### SET PROBLEM
Everything from the first line of the data through the line with "import React from" is to be echoed exactly, minus the pictures.

+++ DATA PROVIDED

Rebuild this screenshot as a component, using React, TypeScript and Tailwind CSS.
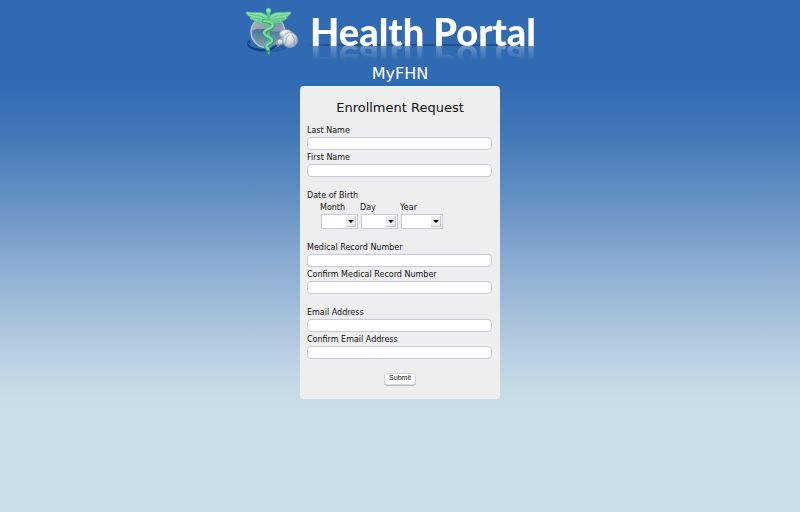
import React from "react";

function Wing() {
  return (
    <g>
      <path
        d="M24 11C21 8 18 6 13 6.500C9 7 6 6 2 6C3 9 4 10 7 11C6 11 6 11.500 6 12C7 14 9 14 11 14.500C10 15 11 16 12 16.500C16 17 19 17 24 20Z"
        fill="url(#wing)"
        stroke="#56bf83"
        strokeWidth="0.7"
      />
      <path d="M5 8C10 10 17 8 23 14M9 12C14 13 18 12 23 16M13 15C17 15 20 15 23 18" stroke="#4fb97c" strokeWidth="0.7" fill="none" />
    </g>
  );
}

function Logo() {
  return (
    <svg viewBox="0 0 56 52" className="h-[52px] w-14 shrink-0" aria-hidden="true">
      <defs>
        <linearGradient id="wing" x1="0" y1="0" x2="0" y2="1">
          <stop offset="0" stopColor="#92e6b0" />
          <stop offset="1" stopColor="#62cb8d" />
        </linearGradient>
        <linearGradient id="glass" x1="0" y1="0" x2="1" y2="1">
          <stop offset="0" stopColor="#a9b7c4" />
          <stop offset="0.5" stopColor="#8496a8" />
          <stop offset="1" stopColor="#b0b9c5" />
        </linearGradient>
        <linearGradient id="liquid" x1="0" y1="0" x2="0" y2="1">
          <stop offset="0" stopColor="#4a7494" />
          <stop offset="1" stopColor="#7c9fb6" />
        </linearGradient>
        <radialGradient id="steel" cx="0.4" cy="0.3" r="0.7">
          <stop offset="0" stopColor="#ffffff" />
          <stop offset="0.6" stopColor="#c9d2dc" />
          <stop offset="1" stopColor="#8f9eaf" />
        </radialGradient>
      </defs>
      <ellipse cx="25" cy="42" rx="17" ry="4" fill="#1d4c8c" opacity="0.4" />
      <path d="M15 12H34Q41 18 41 27Q41 34 34 40Q24 44 15 40Q7 34 7 26Q7 18 15 12Z" fill="url(#glass)" stroke="#bcc5ce" strokeWidth="1.400" />
      <path d="M8 25Q15 21 24 24Q33 27 40 24Q41 33 33 39Q24 43 16 39Q8 33 8 25Z" fill="url(#liquid)" />
      <path d="M6 35C1 40 10 44 20 44C28 44 30 40 35 38" fill="none" stroke="#123f7c" strokeWidth="2.800" />
      <path d="M5 36C3 39 10 42 20 42.500C28 43 30 39 35 37" fill="none" stroke="#3b7ac0" strokeWidth="0.900" />
      <Wing />
      <g transform="translate(49 0) scale(-1 1)">
        <Wing />
      </g>
      <path d="M22.500 5H26.500L25.500 48.500H23.800Z" fill="#58c488" />
      <path
        d="M20 15C31 17 31 21 24 24C18 27 19 29 25 32C30 35 29 37 24 39C21 41 22 42 24 44"
        fill="none"
        stroke="#38a06b"
        strokeWidth="3.800"
        strokeLinecap="round"
      />
      <path
        d="M20 15C31 16 31 20 24 23C18 26 19 28 25 31C30 34 29 36 24 38C21 40 22 41 24 43"
        fill="none"
        stroke="#84dfa7"
        strokeWidth="2.200"
        strokeLinecap="round"
      />
      <circle cx="24.500" cy="4.500" r="2.400" fill="#8be6a8" stroke="#4cb87b" strokeWidth="0.6" />
      <path d="M34 37L41 32" stroke="#a3b1c1" strokeWidth="5" strokeLinecap="round" />
      <circle cx="36" cy="36" r="3" fill="url(#steel)" stroke="#7e91a6" strokeWidth="0.7" />
      <ellipse cx="42" cy="28" rx="6.500" ry="4.500" fill="url(#steel)" stroke="#8495a8" strokeWidth="0.8" />
      <ellipse cx="46" cy="34" rx="7.500" ry="7.500" fill="url(#steel)" stroke="#98a8b8" strokeWidth="0.8" />
      <path d="M45 29Q41 32 42 38M48 29Q52 33 50 38" fill="none" stroke="#93a2b3" strokeWidth="0.900" />
    </svg>
  );
}

function TextField({ id, label, type = "text" }: { id: string; label: string; type?: string }) {
  return (
    <div className="flex flex-col">
      <label htmlFor={id} className="pt-px text-[8px] leading-3">
        {label}
      </label>
      <input
        id={id}
        type={type}
        className="h-[13px] w-full rounded-[4px] border border-[#c9c9d8] bg-white px-1 text-[8px] outline-none"
      />
    </div>
  );
}

function DateSelect({ id, label, options, width }: { id: string; label: string; options: number[]; width: string }) {
  return (
    <div className="flex flex-col">
      <label htmlFor={id} className="pt-px text-[8px] leading-3">
        {label}
      </label>
      <div className={`relative ml-px h-[15px] ${width}`}>
        <select
          id={id}
          defaultValue=""
          className="block h-full w-full appearance-none border border-[#c9c9d8] bg-white pl-1 text-[8px] outline-none"
        >
          <option value=""></option>
          {options.map((n) => (
            <option key={n} value={n}>
              {n}
            </option>
          ))}
        </select>
        <span className="pointer-events-none absolute top-0.5 right-0.5 flex h-[11px] w-[10px] items-center justify-center border-r border-b border-[#c4c4c4] bg-[#eeeeee]">
          <svg viewBox="0 0 6 3" className="h-[3px] w-1.5" aria-hidden="true">
            <path d="M0 0H6L3 3Z" fill="#000000" />
          </svg>
        </span>
      </div>
    </div>
  );
}

const range = (from: number, count: number) => Array.from({ length: count }, (_, i) => from + i);

export default function App() {
  return (
    <div className="min-h-screen bg-[linear-gradient(to_bottom,#306ab2_0px,#306ab2_82px,#457ab9_140px,#6893c4_205px,#90b1d4_275px,#b5cbe1_345px,#c6dae4_386px,#cadee6_415px)] font-['DejaVu_Sans',Verdana,sans-serif] text-[#111111]">
      <header className="flex flex-col items-center pt-1.5">
        <div className="flex w-[312px] max-w-full items-start gap-2.5">
          <Logo />
          <div className="relative pt-[3px]">
            <span className="absolute top-[38px] -right-1 -left-1 h-0.5 bg-[linear-gradient(to_right,transparent,#1f4a85_10%,#1f4a85_90%,transparent)] opacity-80" />
            <h1 className="relative font-['Lato','Open_Sans',sans-serif] text-[38px] leading-[44px] font-black whitespace-nowrap text-white [-webkit-box-reflect:below_-15px_linear-gradient(transparent_50%,rgba(255,255,255,0.45))]">
              Health Portal
            </h1>
          </div>
        </div>
        <p className="mt-1 text-[16px] leading-6 text-white">MyFHN</p>
      </header>
      <main className="mx-auto w-[200px] rounded-[4px] bg-[#eeeeee] px-[7px] pb-3.5">
        <h2 className="pt-3 text-center text-[13px] leading-5">Enrollment Request</h2>
        <form className="flex flex-col pt-1.5" onSubmit={(e) => e.preventDefault()}>
          <div className="flex flex-col gap-px pr-px">
            <TextField id="last-name" label="Last Name" />
            <TextField id="first-name" label="First Name" />
          </div>
          <fieldset className="mt-3">
            <legend className="pt-px text-[8px] leading-[11px]">Date of Birth</legend>
            <div className="flex gap-0.5 pl-[13px]">
              <DateSelect id="month" label="Month" options={range(1, 12)} width="w-[37px]" />
              <DateSelect id="day" label="Day" options={range(1, 31)} width="w-[37px]" />
              <DateSelect id="year" label="Year" options={range(1920, 100)} width="w-[42px]" />
            </div>
          </fieldset>
          <div className="mt-3 flex flex-col gap-px pr-px">
            <TextField id="mrn" label="Medical Record Number" />
            <TextField id="mrn-confirm" label="Confirm Medical Record Number" />
          </div>
          <div className="mt-3 flex flex-col gap-px pr-px">
            <TextField id="email" label="Email Address" type="email" />
            <TextField id="email-confirm" label="Confirm Email Address" type="email" />
          </div>
          <button
            type="submit"
            className="mt-3.5 flex h-3 w-8 items-start justify-center self-center rounded-[3px] border border-[#d4d4d4] bg-white font-['Liberation_Sans',Arial,sans-serif] text-[7px] leading-[7px] shadow-[0_1px_0_#bbbbbb]"
          >
            Submit
          </button>
        </form>
      </main>
    </div>
  );
}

++++++

### RESULT FOR THIS TASK
Rebuild this screenshot as a component, using React, TypeScript and Tailwind CSS.
import React from "react";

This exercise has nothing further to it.